Quote the listing below in its entirety, omitting every image.

begin SOURCE EXCERPT

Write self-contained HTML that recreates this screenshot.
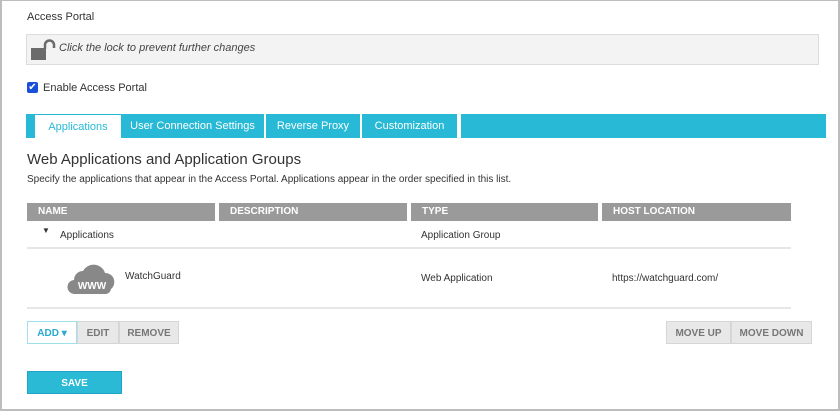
<!DOCTYPE html>
<html><head><style>
body{margin:0;width:840px;height:412px;font-family:"Liberation Sans",sans-serif;color:#333;background:#fff;position:relative;overflow:hidden}
.frame{position:absolute;left:0;top:0;width:836px;height:408px;border:2px solid #bdbdbd;border-top-width:1px}
.a{position:absolute}
.t{font-size:11px;white-space:nowrap}
.tab{position:absolute;top:114px;height:24px;line-height:24px;color:#fff;font-size:11px;text-align:center;border-right:2px solid #fff}
.th{position:absolute;top:203px;height:18px;line-height:18px;background:#9a9a9a;color:#fff;font-weight:bold;font-size:10px;padding-left:11px;box-sizing:border-box;border-right:2px solid #fff}
.btn{position:absolute;top:321px;height:23px;line-height:23px;font-size:10px;font-weight:bold;color:#777;background:#e8e8e8;border:1px solid #d6d6d6;box-sizing:border-box;text-align:center}
</style></head><body>
<div class="frame"></div>
<div class="a t" style="left:27px;top:11px">Access Portal</div>
<div class="a" style="left:26px;top:34px;width:793px;height:31px;background:#f3f3f3;border:1px solid #dcdcdc;box-sizing:border-box"></div>
<svg class="a" style="left:30px;top:39px" width="26" height="22" viewBox="0 0 26 22"><rect x="1" y="9" width="15" height="12" fill="#6b6b6b"/><path d="M15 10V6a4.5 4.5 0 0 1 9 0v3" fill="none" stroke="#6b6b6b" stroke-width="2.5"/></svg>
<div class="a t" style="left:59px;top:42px;font-style:italic;color:#444">Click the lock to prevent further changes</div>
<div class="a" style="left:27px;top:82px;width:11px;height:11px;background:#1a4fd8;border-radius:2px;color:#fff;font-size:10px;line-height:11px;text-align:center">✔</div>
<div class="a t" style="left:43px;top:82px">Enable Access Portal</div>
<div class="a" style="left:26px;top:114px;width:800px;height:24px;background:#27b9d5"></div>
<div class="a" style="left:35px;top:115px;width:86px;height:23px;background:#fff;color:#27b9d5;font-size:11px;line-height:24px;text-align:center">Applications</div>
<div class="tab" style="left:121px;width:143px">User Connection Settings</div>
<div class="tab" style="left:266px;width:94px">Reverse Proxy</div>
<div class="tab" style="left:362px;width:95px">Customization</div>
<div class="tab" style="left:459px;width:0;"></div>
<div class="a" style="left:27px;top:151px;font-size:15px;color:#333">Web Applications and Application Groups</div>
<div class="a" style="left:27px;top:174px;font-size:10px;color:#333">Specify the applications that appear in the Access Portal. Applications appear in the order specified in this list.</div>
<div class="th" style="left:27px;width:190px">NAME</div>
<div class="th" style="left:219px;width:190px">DESCRIPTION</div>
<div class="th" style="left:411px;width:189px">TYPE</div>
<div class="th" style="left:602px;width:189px;border-right:0">HOST LOCATION</div>
<div class="a" style="left:42px;top:226px;font-size:8px">▼</div>
<div class="a t" style="left:60px;top:230px;font-size:10px">Applications</div>
<div class="a t" style="left:421px;top:230px;font-size:10px">Application Group</div>
<div class="a" style="left:27px;top:247px;width:764px;height:2px;background:#e6e6e6"></div>
<svg class="a" style="left:67px;top:261px" width="52" height="34" viewBox="0 0 52 34"><path d="M8 33a7 7 0 0 1-1-14 9 9 0 0 1 9-9 12 12 0 0 1 22 2 9 9 0 0 1 6 16 6 6 0 0 1-5 5z" fill="#888"/><text x="25" y="28" fill="#fff" font-family="Liberation Sans" font-weight="bold" font-size="10" text-anchor="middle">WWW</text></svg>
<div class="a t" style="left:125px;top:271px;font-size:10px">WatchGuard</div>
<div class="a t" style="left:421px;top:273px;font-size:10px">Web Application</div>
<div class="a t" style="left:612px;top:273px;font-size:10px">https://watchguard.com/</div>
<div class="a" style="left:27px;top:307px;width:764px;height:2px;background:#e6e6e6"></div>
<div class="btn" style="left:27px;width:50px;background:#fff;border-color:#9fe0ec;color:#27a9d0">ADD ▾</div>
<div class="btn" style="left:77px;width:42px">EDIT</div>
<div class="btn" style="left:119px;width:60px">REMOVE</div>
<div class="btn" style="left:666px;width:65px">MOVE UP</div>
<div class="btn" style="left:731px;width:81px">MOVE DOWN</div>
<div class="a" style="left:27px;top:371px;width:95px;height:23px;line-height:23px;background:#2bbad6;border:1px solid #1fa6c4;box-sizing:border-box;color:#fff;font-size:10px;font-weight:bold;text-align:center">SAVE</div>
</body></html>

end SOURCE EXCERPT

EXERCISE RESULT:
Write self-contained HTML that recreates this screenshot.
<!DOCTYPE html>
<html><head><style>
body{margin:0;width:840px;height:412px;font-family:"Liberation Sans",sans-serif;color:#333;background:#fff;position:relative;overflow:hidden}
.frame{position:absolute;left:0;top:0;width:836px;height:408px;border:2px solid #bdbdbd;border-top-width:1px}
.a{position:absolute}
.t{font-size:11px;white-space:nowrap}
.tab{position:absolute;top:114px;height:24px;line-height:24px;color:#fff;font-size:11px;text-align:center;border-right:2px solid #fff}
.th{position:absolute;top:203px;height:18px;line-height:18px;background:#9a9a9a;color:#fff;font-weight:bold;font-size:10px;padding-left:11px;box-sizing:border-box;border-right:2px solid #fff}
.btn{position:absolute;top:321px;height:23px;line-height:23px;font-size:10px;font-weight:bold;color:#777;background:#e8e8e8;border:1px solid #d6d6d6;box-sizing:border-box;text-align:center}
</style></head><body>
<div class="frame"></div>
<div class="a t" style="left:27px;top:11px">Access Portal</div>
<div class="a" style="left:26px;top:34px;width:793px;height:31px;background:#f3f3f3;border:1px solid #dcdcdc;box-sizing:border-box"></div>
<svg class="a" style="left:30px;top:39px" width="26" height="22" viewBox="0 0 26 22"><rect x="1" y="9" width="15" height="12" fill="#6b6b6b"/><path d="M15 10V6a4.5 4.5 0 0 1 9 0v3" fill="none" stroke="#6b6b6b" stroke-width="2.5"/></svg>
<div class="a t" style="left:59px;top:42px;font-style:italic;color:#444">Click the lock to prevent further changes</div>
<div class="a" style="left:27px;top:82px;width:11px;height:11px;background:#1a4fd8;border-radius:2px;color:#fff;font-size:10px;line-height:11px;text-align:center">✔</div>
<div class="a t" style="left:43px;top:82px">Enable Access Portal</div>
<div class="a" style="left:26px;top:114px;width:800px;height:24px;background:#27b9d5"></div>
<div class="a" style="left:35px;top:115px;width:86px;height:23px;background:#fff;color:#27b9d5;font-size:11px;line-height:24px;text-align:center">Applications</div>
<div class="tab" style="left:121px;width:143px">User Connection Settings</div>
<div class="tab" style="left:266px;width:94px">Reverse Proxy</div>
<div class="tab" style="left:362px;width:95px">Customization</div>
<div class="tab" style="left:459px;width:0;"></div>
<div class="a" style="left:27px;top:151px;font-size:15px;color:#333">Web Applications and Application Groups</div>
<div class="a" style="left:27px;top:174px;font-size:10px;color:#333">Specify the applications that appear in the Access Portal. Applications appear in the order specified in this list.</div>
<div class="th" style="left:27px;width:190px">NAME</div>
<div class="th" style="left:219px;width:190px">DESCRIPTION</div>
<div class="th" style="left:411px;width:189px">TYPE</div>
<div class="th" style="left:602px;width:189px;border-right:0">HOST LOCATION</div>
<div class="a" style="left:42px;top:226px;font-size:8px">▼</div>
<div class="a t" style="left:60px;top:230px;font-size:10px">Applications</div>
<div class="a t" style="left:421px;top:230px;font-size:10px">Application Group</div>
<div class="a" style="left:27px;top:247px;width:764px;height:2px;background:#e6e6e6"></div>
<svg class="a" style="left:67px;top:261px" width="52" height="34" viewBox="0 0 52 34"><path d="M8 33a7 7 0 0 1-1-14 9 9 0 0 1 9-9 12 12 0 0 1 22 2 9 9 0 0 1 6 16 6 6 0 0 1-5 5z" fill="#888"/><text x="25" y="28" fill="#fff" font-family="Liberation Sans" font-weight="bold" font-size="10" text-anchor="middle">WWW</text></svg>
<div class="a t" style="left:125px;top:271px;font-size:10px">WatchGuard</div>
<div class="a t" style="left:421px;top:273px;font-size:10px">Web Application</div>
<div class="a t" style="left:612px;top:273px;font-size:10px">https://watchguard.com/</div>
<div class="a" style="left:27px;top:307px;width:764px;height:2px;background:#e6e6e6"></div>
<div class="btn" style="left:27px;width:50px;background:#fff;border-color:#9fe0ec;color:#27a9d0">ADD ▾</div>
<div class="btn" style="left:77px;width:42px">EDIT</div>
<div class="btn" style="left:119px;width:60px">REMOVE</div>
<div class="btn" style="left:666px;width:65px">MOVE UP</div>
<div class="btn" style="left:731px;width:81px">MOVE DOWN</div>
<div class="a" style="left:27px;top:371px;width:95px;height:23px;line-height:23px;background:#2bbad6;border:1px solid #1fa6c4;box-sizing:border-box;color:#fff;font-size:10px;font-weight:bold;text-align:center">SAVE</div>
</body></html>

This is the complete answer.